Multiple annotator versions

The simplest Task scenario is showing the same exact annotator to all of your workers. In that case you need to:

  • Compose task_data.json file containing definition of a single annotator (and place it into VideoAnnotator config folder)
  • Optionally, verify your config: mephisto video_annotator config --verify
  • Run VideoAnnotator: mephisto video_annotator

But suppose you wish to show a slightly different version of the annotator to your workers. You can do so by defining multiple annotator versions.
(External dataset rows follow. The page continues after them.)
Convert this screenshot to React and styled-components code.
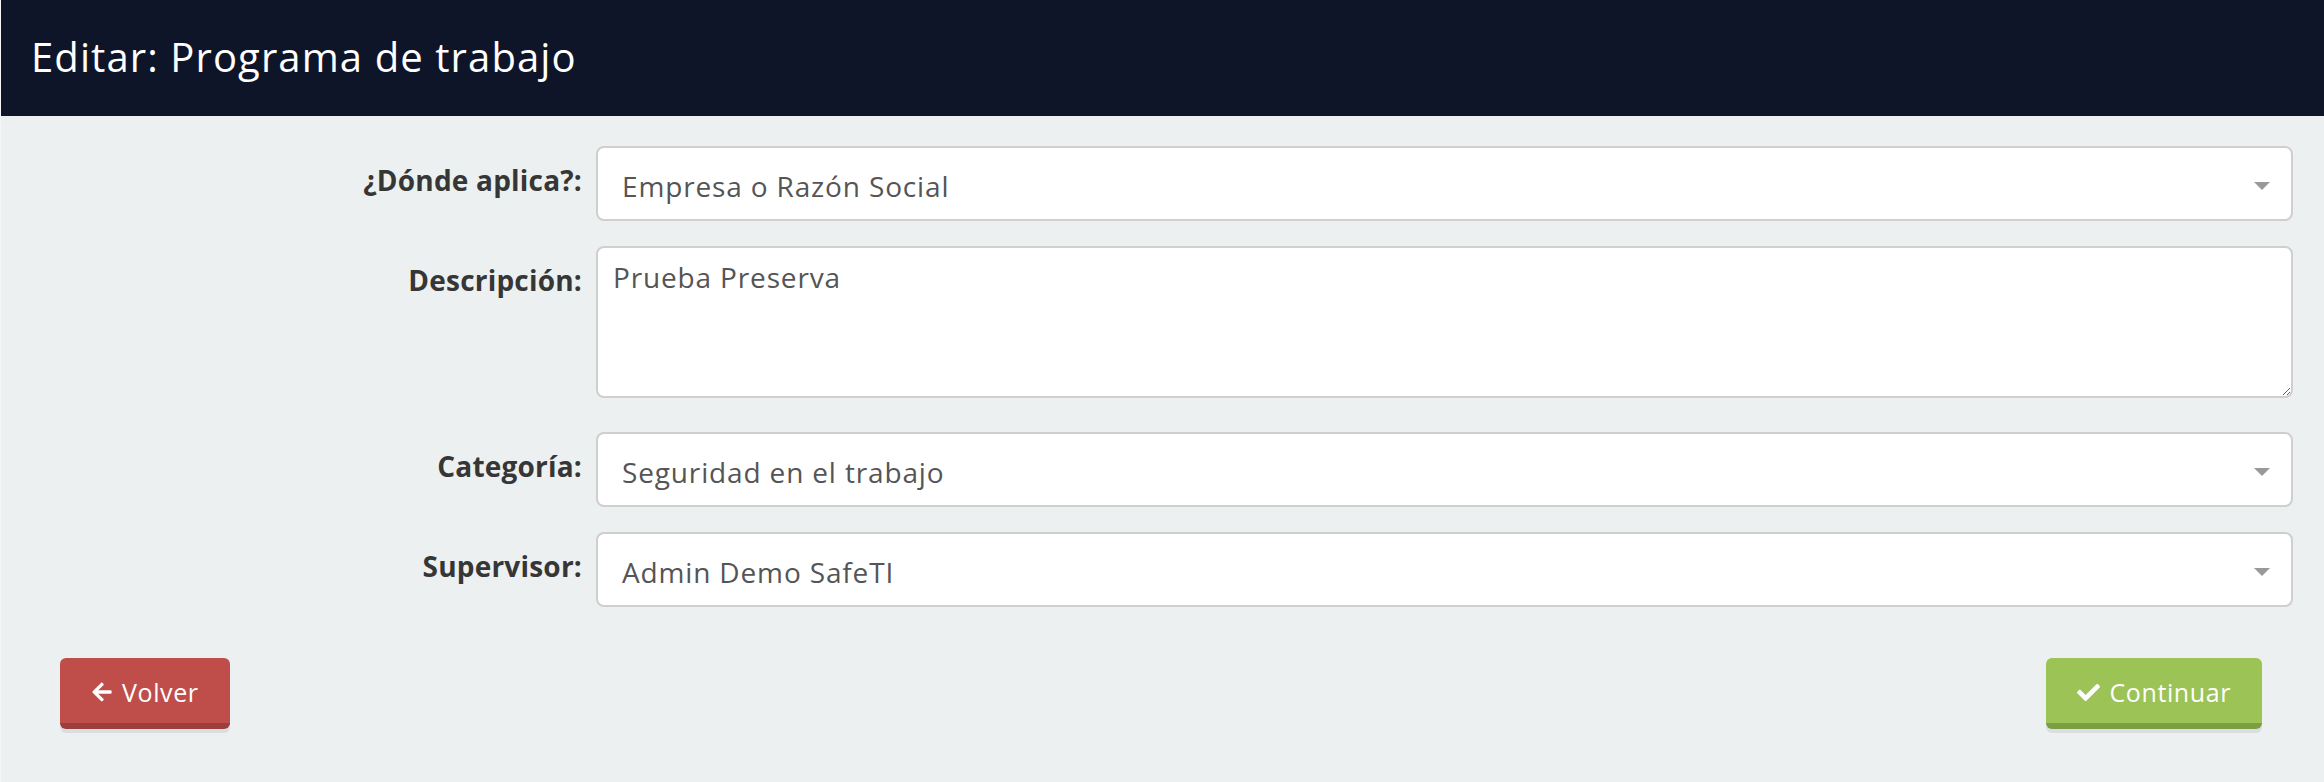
import styled, { createGlobalStyle } from "styled-components";
import { FaArrowLeft, FaCheck } from "react-icons/fa";

const GlobalStyle = createGlobalStyle`
  html, body {
    margin: 0;
    padding: 0;
    background: #ecf0f1;
  }
  * {
    box-sizing: border-box;
  }
`;

const fields = [
  { label: "¿Dónde aplica?:", value: "Empresa o Razón Social" },
  { label: "Descripción:", value: "Prueba Preserva", multiline: true },
  { label: "Categoría:", value: "Seguridad en el trabajo" },
  { label: "Supervisor:", value: "Admin Demo SafeTI" },
];

export default function App() {
  return (
    <Page>
      <GlobalStyle />
      <Header>
        <Title>Editar: Programa de trabajo</Title>
      </Header>
      <Form onSubmit={(e) => e.preventDefault()}>
        {fields.map((f) => (
          <FormRow key={f.label} multiline={f.multiline}>
            <Label>{f.label}</Label>
            {f.multiline ? (
              <TextArea defaultValue={f.value} />
            ) : (
              <SelectBox>
                <SelectText>{f.value}</SelectText>
                <Caret />
              </SelectBox>
            )}
          </FormRow>
        ))}
      </Form>
      <Actions>
        <Button type="button" variant="danger">
          <FaArrowLeft size={22} />
          Volver
        </Button>
        <Button type="button" variant="success">
          <FaCheck size={23} />
          Continuar
        </Button>
      </Actions>
    </Page>
  );
}

const Page = styled.div`
  min-height: 782px;
  background: #ecf0f1;
  border-left: 1px solid #f4f6f7;
  font-family: "Open Sans", "Lato", sans-serif;
`;

const Header = styled.header`
  height: 116px;
  background: #0f1529;
  padding: 33px 30px 0;
`;

const Title = styled.h1`
  margin: 0;
  color: #ffffff;
  font-size: 40px;
  font-weight: 400;
  letter-spacing: 1.1px;
  line-height: 1.2;
`;

const Form = styled.form`
  display: flex;
  flex-direction: column;
  gap: 25px;
  padding: 30px 31px 0 0;
`;

const FormRow = styled.div`
  display: grid;
  grid-template-columns: 581px 1fr;
  column-gap: 14px;
  align-items: start;
  margin-bottom: ${(p) => (p.multiline ? "9px" : "0")};
`;

const Label = styled.label`
  text-align: right;
  font-size: 28px;
  font-weight: 700;
  letter-spacing: 0.2px;
  line-height: 1.2;
  color: #363636;
  padding-top: 18px;
`;

const SelectBox = styled.div`
  position: relative;
  height: 75px;
  background: #ffffff;
  border: 2px solid #cfcfcf;
  border-radius: 8px;
  padding: 22px 60px 0 24px;
`;

const SelectText = styled.span`
  display: block;
  font-size: 28px;
  letter-spacing: 0.85px;
  line-height: 1.2;
  color: #555555;
  white-space: nowrap;
`;

const Caret = styled.span`
  position: absolute;
  right: 21px;
  top: 34px;
  width: 0;
  height: 0;
  border-left: 8px solid transparent;
  border-right: 8px solid transparent;
  border-top: 8px solid #999999;
`;

const TextArea = styled.textarea`
  display: block;
  width: 100%;
  height: 152px;
  background: #ffffff;
  border: 2px solid #cfcfcf;
  border-radius: 8px;
  padding: 13px 15px;
  font-family: "Open Sans", "Lato", sans-serif;
  font-size: 28px;
  letter-spacing: 0.85px;
  line-height: 1.2;
  color: #555555;
  outline: none;
  resize: both;
`;

const Actions = styled.div`
  display: flex;
  justify-content: space-between;
  padding: 51px 62px 0 59px;
`;

const Button = styled.button`
  display: inline-flex;
  align-items: center;
  gap: 9px;
  height: 71px;
  padding: 3px 31px 0;
  border: none;
  border-bottom: 6px solid
    ${(p) => (p.variant === "danger" ? "#9c3e3b" : "#7c9e43")};
  border-radius: 6px;
  background: ${(p) => (p.variant === "danger" ? "#bf4e4b" : "#9bc355")};
  box-shadow: 0 4px 0 #dadee0;
  color: #ffffff;
  font-family: "Open Sans", "Lato", sans-serif;
  font-size: 25px;
  letter-spacing: 0.6px;
  cursor: pointer;
`;
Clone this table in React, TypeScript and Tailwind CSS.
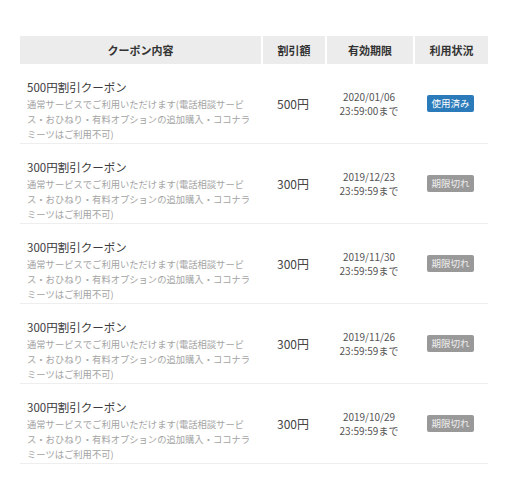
import React from "react";

type Coupon = {
  title: string;
  amount: string;
  date: string;
  time: string;
  used: boolean;
};

const coupons: Coupon[] = [
  { title: "500円割引クーポン", amount: "500円", date: "2020/01/06", time: "23:59:00まで", used: true },
  { title: "300円割引クーポン", amount: "300円", date: "2019/12/23", time: "23:59:59まで", used: false },
  { title: "300円割引クーポン", amount: "300円", date: "2019/11/30", time: "23:59:59まで", used: false },
  { title: "300円割引クーポン", amount: "300円", date: "2019/11/26", time: "23:59:59まで", used: false },
  { title: "300円割引クーポン", amount: "300円", date: "2019/10/29", time: "23:59:59まで", used: false },
];

const descLines = [
  "通常サービスでご利用いただけます(電話相談サービ",
  "ス・おひねり・有料オプションの追加購入・ココナラ",
  "ミーツはご利用不可)",
];

const font = "font-['Noto_Sans_CJK_JP','Noto_Sans',sans-serif]";

export default function App() {
  return (
    <div className={`w-[516px] h-[491px] bg-white pt-9 px-5 ${font}`}>
      <div className="w-[468px]">
        {/* header */}
        <div className="grid grid-cols-[241px_64px_88px_75px] h-[28px] bg-[#ececec] text-[11px] font-bold text-[#333]">
          <div className="flex items-center justify-center">クーポン内容</div>
          <div className="flex items-center justify-center border-l-2 border-white">割引額</div>
          <div className="flex items-center justify-center border-l-2 border-white">有効期限</div>
          <div className="flex items-center justify-center border-l-2 border-white">利用状況</div>
        </div>

        {coupons.map((c, i) => (
          <div
            key={i}
            className="grid grid-cols-[241px_64px_88px_75px] h-[80px] border-b border-[#eeeeee]"
          >
            <div className="pl-[7px] pt-[14px]">
              <div className="text-[11.5px] leading-[19px] text-[#3a3a3a]">{c.title}</div>
              <div className="text-[9.3px] leading-[15px] text-[#a3a3a3] whitespace-nowrap">
                {descLines.map((l, j) => (
                  <div key={j}>{l}</div>
                ))}
              </div>
            </div>
            <div className="flex items-center justify-center text-[12px] text-[#444]">{c.amount}</div>
            <div className="flex flex-col items-center justify-center text-[10px] leading-[14px] text-[#555]">
              <span>{c.date}</span>
              <span>{c.time}</span>
            </div>
            <div className="flex items-center justify-center">
              {c.used ? (
                <span className="rounded-[2px] bg-[#2b7bba] px-[4px] h-[17px] flex items-center text-[9.5px] text-white">
                  使用済み
                </span>
              ) : (
                <span className="rounded-[2px] bg-[#999999] px-[4px] h-[17px] flex items-center text-[9.5px] text-[#eeeeee]">
                  期限切れ
                </span>
              )}
            </div>
          </div>
        ))}
      </div>
    </div>
  );
}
VideoAnnotator provides several ways of doing so.


Custom annotator versions

If your annotator versions vary considerably (e.g. showing different video URLs), you should do the following steps:

  • Populate these annotator versions into task_data.json file manually (it will be basically a JSON array of N individual annotator versions configs)
  • Optionally, verify your config: mephisto video_annotator config --verify
  • Run VideoAnnotator: mephisto video_annotator

As a result, for each Task assignment Mephisto will automatically produce N units, each unit having a different annotator version. In total, you will be collecting data from N * units_per_assignment workers.


Dynamic annotator config

If your annotator versions vary only slightly (e.g. same video URLs, but showing different instructions), you should use a dynamic annotator config as follows:

  • Ensure you populate these files, and place them into your VideoAnnotator config folder:
    • unit_config.json: tokenized annotator config - same as regular annotator config, except it will contain tokens within certain objects' attributes (see Tokens extrapolation)
    • token_sets_values_config.json: file containing sets of token values, where each set is used to generate one version of the annotator (and each annotator version will be completed by units_per_assignment different workers).
  • Optionally, verify your files: mephisto video_annotator config --verify
  • Generate task data config: mephisto video_annotator config --extrapolate-token-sets
    • This will overwrite existing task_data.json file with auto-generated annotator versions, by extrapolating provided token sets values
  • Run VideoAnnotator: mephisto video_annotator

The number of generated annotator versions N will be same as number of provided token sets. In total, you will be collecting data from N * units_per_assignment workers.


Tokens extrapolation

How does token extrapolation work?

A token is a named text placeholder that gets replaced ("extrapolated") by values specified in token_sets_values_config.json (each set of token values produces one annotator version based on dynamic annotator config unit_config.json).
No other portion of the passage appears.